Michael Peterson singles chronology
|  | "Drink, Swear, Steal & Lie" (1997) | "From Here to Eternity" (1997) |

= Drink, Swear, Steal & Lie =

"Drink, Swear, Steal & Lie" is a debut song co-written and recorded by American country music artist Michael Peterson for his first album Michael Peterson. It was released in May 1997 as his debut single, and the first single and reached number 3 on the Billboard Hot Country Singles & Tracks chart in August 1997. The song was written by Peterson and Paula Carpenter.

==Content==
The song is about a man whose father counsels him to never drink, swear, steal or lie.
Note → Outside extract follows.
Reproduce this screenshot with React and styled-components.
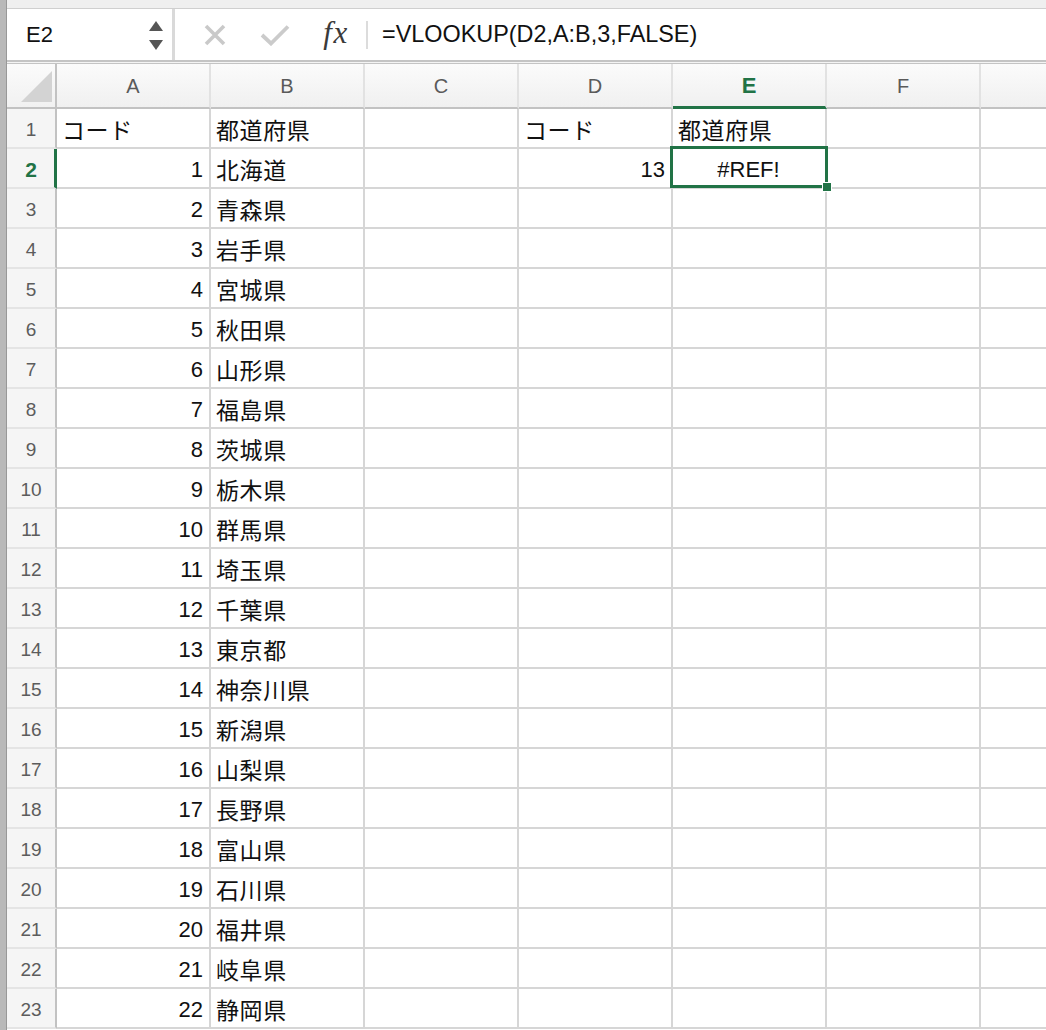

Later in life he finds that he drinks from a woman’s loving cup, he swears to never give her up, steals all of her kisses underneath the moon, and lies close to her, thus breaking all his rules.

==Critical reception==
Larry Flick, of Billboard magazine reviewed the song favorably, saying that Peterson has a "full-throated delivery that exudes personality and vocal charm". He goes on to say that the "energy in the production complements Peterson's performance, and the whole package signals the birth of a new star".

==Music video==
The music video was directed by Tim Hamilton and was premiered in mid-1997.

==Chart performance==
"Drink, Swear, Steal & Lie" debuted at number 60 on the U.S. Billboard Hot Country Singles & Tracks for the week of May 17, 1997.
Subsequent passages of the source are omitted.